The Association warned last Friday: “If the interim government and the occupation forces do not respond to the civil disobedience campaign, Muslim scholars and representatives of all Islamic and national groups will declare holy war over Iraq and declare a mobilisation against the occupation troops, as well as all those collaborating with them.”

The ferment in the Sunni population provoked Iraqi interim president, Ghazi Ajil al-Yawar, to warn against any attack on Fallujah: “We learn one thing in Iraq—that blood causes more blood. It will send ripples as far as Mosul, which has the biggest Sunni Arab population, three million plus, which is living in a very tense situation right now. It is very dangerous.”

US casualties are already climbing due to the offensive. Since the beginning of September, 124 American soldiers have been killed and over 1,000 wounded—the highest rate since the April fighting. An all-out assault on Fallujah is being egged on in the US, however, regardless of the casualties or the consequences.

F.J. Bing West, an assistant secretary of defense under the Reagan administration, declared in an opinion piece in the October 17 Los Angeles Times: “Yawar has said he will not countenance unnecessary violence by the US military... he has said that the city should not be ‘punished’ for the transgressions of a few.
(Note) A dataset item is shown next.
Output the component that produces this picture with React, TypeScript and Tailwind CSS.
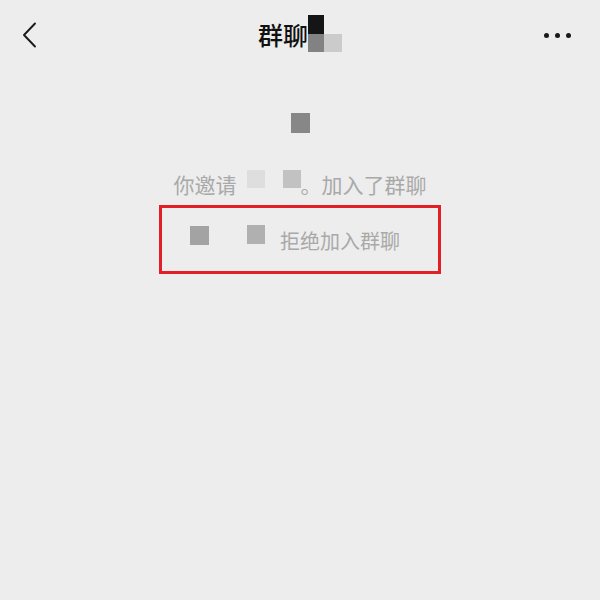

This is like saying in 1943 that Berlin should not be ‘punished’... The longer the marines are kept from taking control of Fallujah, the longer Zarqawi is allowed to run free, the more Iraqis and Americans will be blown to bits.”

The comparison of Fallujah with Berlin, however ahistorical and false, does give a taste of what significant sections of the American political and military establishment want to see done to the city that has dared to defy their illegal colonial occupation of Iraq. Much of Germany’s capital was reduced to rubble by the end of World War II.

As for who in Iraq warrants comparison with the political leadership of Nazi Germany and its policies of reprisal and collective punishment in occupied Europe, it is the American ruling elite, not the resistance fighters of Fallujah.